Further sanctions against those connected to Vladimir Putin are also expected to be announced.
As further attacks were reported in Ukraine, Foreign Office minister James Cleverly praised the British public for their efforts to support the country.
He said he was “glad the website crashed, because it is a reflection of that generosity of the British people” after households rushed to sign up for the Homes for Ukraine scheme launched on Monday.
“The irony of this is I’m actually quite proud that the system struggled,” Mr Cleverly told LBC.
“We built it quickly. We could have, yes… we could have spent more time stress-testing this website and delayed it a couple of days before launching.
“But, frankly, I’m glad we moved quickly on this and we’re moving quickly to ensure we’re able to help the Ukrainian refugees.”
Generosity of the British people
He added: “I know this is a weird thing to say as a Government minister – I’m glad the website crashed, because it is a reflection of that generosity of the British people.”
The scheme, launched by Communities Secretary Michael Gove, will allow Britons to host refugees for a minimum of six months in exchange for a £350 thank you payment.
But already the programme has come under criticism as currently, households need to have a named refugee in order to take part, rather than being matched with those in need by the Government.
However, Mr Cleverly said the latter process would hold up getting refugees the help they needed.
He told BBC Radio 4’s Today programme: “There are charities, faith groups, who are already in contact with people in Ukraine, people that need help and support.
“So, actually, rather than introduce a potentially slow and bureaucratic process, where people have already got connections – and there are a huge number of people and organisations that have already got connections with Ukrainians – rather than replicate, duplicate and slow that down, we want to be as agile and as quick as possible.
“That’s why we’re saying that, you know, we’ve got organisations which are already in contact with Ukrainians. We’ve now set up this site so British people can register their willingness to help and support.
“And, actually, what we’re looking to do is connect those both ends of that system together and do so in a way that’s quick and efficient.”
Asked whether he will be taking part in the scheme, he told LBC: “I have genuinely considered this. I’ve discussed this with my wife.
“I don’t know whether our personal circumstances will allow us to do this right at the moment. As you know, Nick, my wife, she’s going through medical treatment at the moment, but it’s absolutely something that I’m considering.”

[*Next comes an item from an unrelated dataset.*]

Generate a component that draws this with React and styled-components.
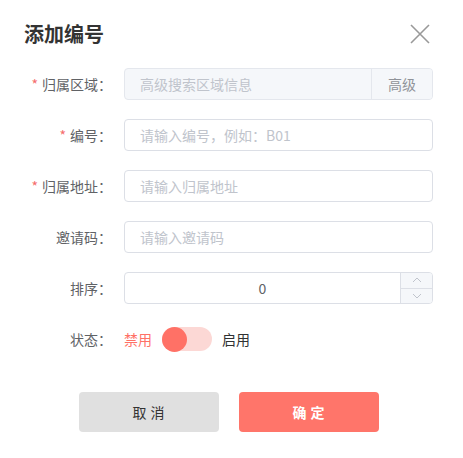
import React from "react";
import styled, { createGlobalStyle } from "styled-components";

const Global = createGlobalStyle`
  html, body { margin: 0; padding: 0; background: #fff; }
  body { font-family: "Noto Sans CJK SC", "Noto Sans", sans-serif; }
  * { box-sizing: border-box; }
`;

const Dialog = styled.div`
  width: 463px;
  height: 458px;
  background: #fff;
  padding: 20px 30px 0 24px;
`;

const Header = styled.div`
  display: flex;
  align-items: center;
  justify-content: space-between;
  height: 28px;
`;

const Title = styled.h2`
  margin: 0;
  font-size: 20px;
  line-height: 28px;
  font-weight: 700;
  color: #333;
`;

const CloseBtn = styled.button`
  border: 0;
  background: transparent;
  padding: 0;
  margin-right: 3px;
  width: 20px;
  height: 20px;
  display: flex;
  align-items: center;
  justify-content: center;
  cursor: pointer;
`;

const Form = styled.div`
  margin-top: 20px;
  display: flex;
  flex-direction: column;
  gap: 19px;
`;

const Item = styled.div`
  display: flex;
  align-items: center;
  height: 32px;
`;

const Label = styled.label`
  width: 100px;
  padding-right: 12px;
  text-align: right;
  font-size: 14px;
  color: #606266;
  line-height: 32px;
  white-space: nowrap;
`;

const Star = styled.span`
  color: #f56c6c;
  margin-right: 4px;
`;

const Field = styled.div`
  flex: 1;
  display: flex;
  height: 32px;
  border: 1px solid ${(p) => (p.$disabled ? "#e4e7ed" : "#dcdfe6")};
  border-radius: 4px;
  background: ${(p) => (p.$disabled ? "#f5f7fa" : "#fff")};
  overflow: hidden;
`;

const Input = styled.input`
  flex: 1;
  min-width: 0;
  border: 0;
  outline: none;
  background: transparent;
  padding: 0 15px;
  font-family: inherit;
  font-size: 14px;
  color: #606266;
  text-align: ${(p) => (p.$center ? "center" : "left")};
  &::placeholder { color: #c0c4cc; }
`;

const Append = styled.div`
  width: 61px;
  display: flex;
  align-items: center;
  justify-content: center;
  border-left: 1px solid #e4e7ed;
  background: #f5f7fa;
  color: #909399;
  font-size: 14px;
`;

const Steppers = styled.div`
  width: 32px;
  display: flex;
  flex-direction: column;
  border-left: 1px solid #dcdfe6;
  background: #f5f7fa;
`;

const Step = styled.div`
  flex: 1;
  display: flex;
  align-items: center;
  justify-content: center;
  border-top: ${(p) => (p.$bottom ? "1px solid #dcdfe6" : "0")};
`;

const SwitchRow = styled.div`
  display: flex;
  align-items: center;
  gap: 10px;
  font-size: 14px;
`;

const SwitchText = styled.span`
  color: ${(p) => (p.$active ? "#ff7166" : "#303133")};
`;

const Track = styled.div`
  width: 50px;
  height: 24px;
  border-radius: 12px;
  background: #fcd8d5;
  display: flex;
  align-items: center;
`;

const Knob = styled.div`
  width: 25px;
  height: 25px;
  border-radius: 50%;
  background: #ff7166;
`;

const Footer = styled.div`
  display: flex;
  justify-content: center;
  gap: 20px;
  margin-top: 37px;
`;

const Button = styled.button`
  width: 140px;
  height: 40px;
  border: 0;
  border-radius: 4px;
  font-family: inherit;
  font-size: 14px;
  letter-spacing: 4px;
  text-indent: 4px;
  font-weight: ${(p) => (p.$primary ? 600 : 400)};
  background: ${(p) => (p.$primary ? "#ff756a" : "#e0e0e0")};
  color: ${(p) => (p.$primary ? "#fff" : "#333")};
  cursor: pointer;
`;

const Chevron = ({ up }) => (
  <svg width="10" height="6" viewBox="0 0 10 6">
    <polyline
      points={up ? "1,5 5,1 9,5" : "1,1 5,5 9,1"}
      fill="none"
      stroke="#c0c4cc"
      strokeWidth="1"
    />
  </svg>
);

export default function App() {
  return (
    <>
      <Global />
      <Dialog>
        <Header>
          <Title>添加编号</Title>
          <CloseBtn aria-label="close">
            <svg width="20" height="20" viewBox="0 0 20 20">
              <path d="M1 1 L19 19 M19 1 L1 19" stroke="#999" strokeWidth="1.6" fill="none" />
            </svg>
          </CloseBtn>
        </Header>
        <Form>
          <Item>
            <Label><Star>*</Star>归属区域：</Label>
            <Field $disabled>
              <Input placeholder="高级搜索区域信息" disabled />
              <Append>高级</Append>
            </Field>
          </Item>
          <Item>
            <Label><Star>*</Star>编号：</Label>
            <Field>
              <Input placeholder="请输入编号，例如：B01" />
            </Field>
          </Item>
          <Item>
            <Label><Star>*</Star>归属地址：</Label>
            <Field>
              <Input placeholder="请输入归属地址" />
            </Field>
          </Item>
          <Item>
            <Label>邀请码：</Label>
            <Field>
              <Input placeholder="请输入邀请码" />
            </Field>
          </Item>
          <Item>
            <Label>排序：</Label>
            <Field>
              <Input $center defaultValue="0" />
              <Steppers>
                <Step><Chevron up /></Step>
                <Step $bottom><Chevron /></Step>
              </Steppers>
            </Field>
          </Item>
          <Item>
            <Label>状态：</Label>
            <SwitchRow>
              <SwitchText $active>禁用</SwitchText>
              <Track><Knob /></Track>
              <SwitchText>启用</SwitchText>
            </SwitchRow>
          </Item>
        </Form>
        <Footer>
          <Button>取消</Button>
          <Button $primary>确定</Button>
        </Footer>
      </Dialog>
    </>
  );
}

British companies pull out of Russia
It comes as two more British-based companies have said they will pull out of Russia due to heavy sanctions.
Tobacco giant Imperial Brands has announced it has started negotiations to sell its Russian business as it plans to exit the country, where it employs 1,000 people in sales and marketing, and at a factory.

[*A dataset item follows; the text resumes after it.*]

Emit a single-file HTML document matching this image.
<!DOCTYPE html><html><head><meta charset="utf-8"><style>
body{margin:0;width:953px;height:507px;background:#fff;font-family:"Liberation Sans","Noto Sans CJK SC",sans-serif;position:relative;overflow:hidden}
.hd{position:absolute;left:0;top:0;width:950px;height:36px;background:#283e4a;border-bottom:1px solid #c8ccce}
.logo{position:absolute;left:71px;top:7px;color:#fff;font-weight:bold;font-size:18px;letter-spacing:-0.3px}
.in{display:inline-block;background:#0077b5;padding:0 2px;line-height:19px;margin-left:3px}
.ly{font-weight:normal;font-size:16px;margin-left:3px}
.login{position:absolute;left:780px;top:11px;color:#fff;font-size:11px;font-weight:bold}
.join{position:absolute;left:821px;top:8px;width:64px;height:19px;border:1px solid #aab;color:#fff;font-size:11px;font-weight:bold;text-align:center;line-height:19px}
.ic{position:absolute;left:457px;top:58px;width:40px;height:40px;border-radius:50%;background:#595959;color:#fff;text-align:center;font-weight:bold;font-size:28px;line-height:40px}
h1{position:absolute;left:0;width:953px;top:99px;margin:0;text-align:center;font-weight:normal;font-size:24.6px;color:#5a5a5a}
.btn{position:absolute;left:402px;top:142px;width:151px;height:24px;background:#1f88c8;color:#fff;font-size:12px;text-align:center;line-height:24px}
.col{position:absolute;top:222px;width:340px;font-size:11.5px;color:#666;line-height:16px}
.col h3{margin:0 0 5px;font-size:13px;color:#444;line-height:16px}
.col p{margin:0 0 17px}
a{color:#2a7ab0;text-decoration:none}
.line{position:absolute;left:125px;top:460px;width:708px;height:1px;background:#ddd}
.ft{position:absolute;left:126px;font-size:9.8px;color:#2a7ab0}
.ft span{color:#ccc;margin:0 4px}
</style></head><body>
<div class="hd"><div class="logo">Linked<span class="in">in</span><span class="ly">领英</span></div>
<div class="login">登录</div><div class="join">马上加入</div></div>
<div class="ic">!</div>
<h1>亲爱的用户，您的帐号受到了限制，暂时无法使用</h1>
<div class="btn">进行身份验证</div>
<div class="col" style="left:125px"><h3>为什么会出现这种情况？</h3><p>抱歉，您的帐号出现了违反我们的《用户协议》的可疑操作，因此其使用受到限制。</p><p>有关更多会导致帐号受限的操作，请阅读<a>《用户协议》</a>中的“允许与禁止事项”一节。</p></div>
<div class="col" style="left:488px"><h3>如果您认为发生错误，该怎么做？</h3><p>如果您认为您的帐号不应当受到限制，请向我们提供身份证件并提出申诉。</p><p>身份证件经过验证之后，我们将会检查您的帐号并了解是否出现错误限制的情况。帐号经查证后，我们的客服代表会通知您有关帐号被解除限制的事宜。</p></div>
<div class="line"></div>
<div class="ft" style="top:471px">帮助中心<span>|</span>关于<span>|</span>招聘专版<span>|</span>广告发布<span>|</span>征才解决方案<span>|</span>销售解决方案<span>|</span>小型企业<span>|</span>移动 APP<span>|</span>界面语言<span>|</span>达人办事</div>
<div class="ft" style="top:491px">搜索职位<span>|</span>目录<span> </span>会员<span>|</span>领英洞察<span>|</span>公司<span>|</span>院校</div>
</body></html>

UK-based car dealership business Inchcape has also said it will leave Russia because operating in the country “is no longer tenable”.
Meanwhile, attacks were reported to continue across Ukraine, including in the capital Kyiv.
Mr Cleverly told BBC Breakfast: “It was meant to be some kind of lightning war where Russian troops swept across Ukraine.
“But what we’re seeing is the defence by the Ukrainian people has been ferocious. This, of course, is incredibly frustrating to Vladimir Putin and we’re now seeing an escalation, the targeting of civilians and civilian infrastructure – which of course is illegal in international humanitarian law and the law of armed conflict.”
Ukraine’s President Volodymyr Zelensky, in a video released overnight, said negotiations with Russia were going “pretty well” and Mr Cleverly said he hoped a solution could be found.
Asked on the BBC’s Good Morning Scotland programme if he thinks the talks between the two sides will yield a positive outcome, he said: “I really hope these talks are fruitful, but we will judge Russia by its actions, and what we want to see, of course, is for them to leave Ukraine.”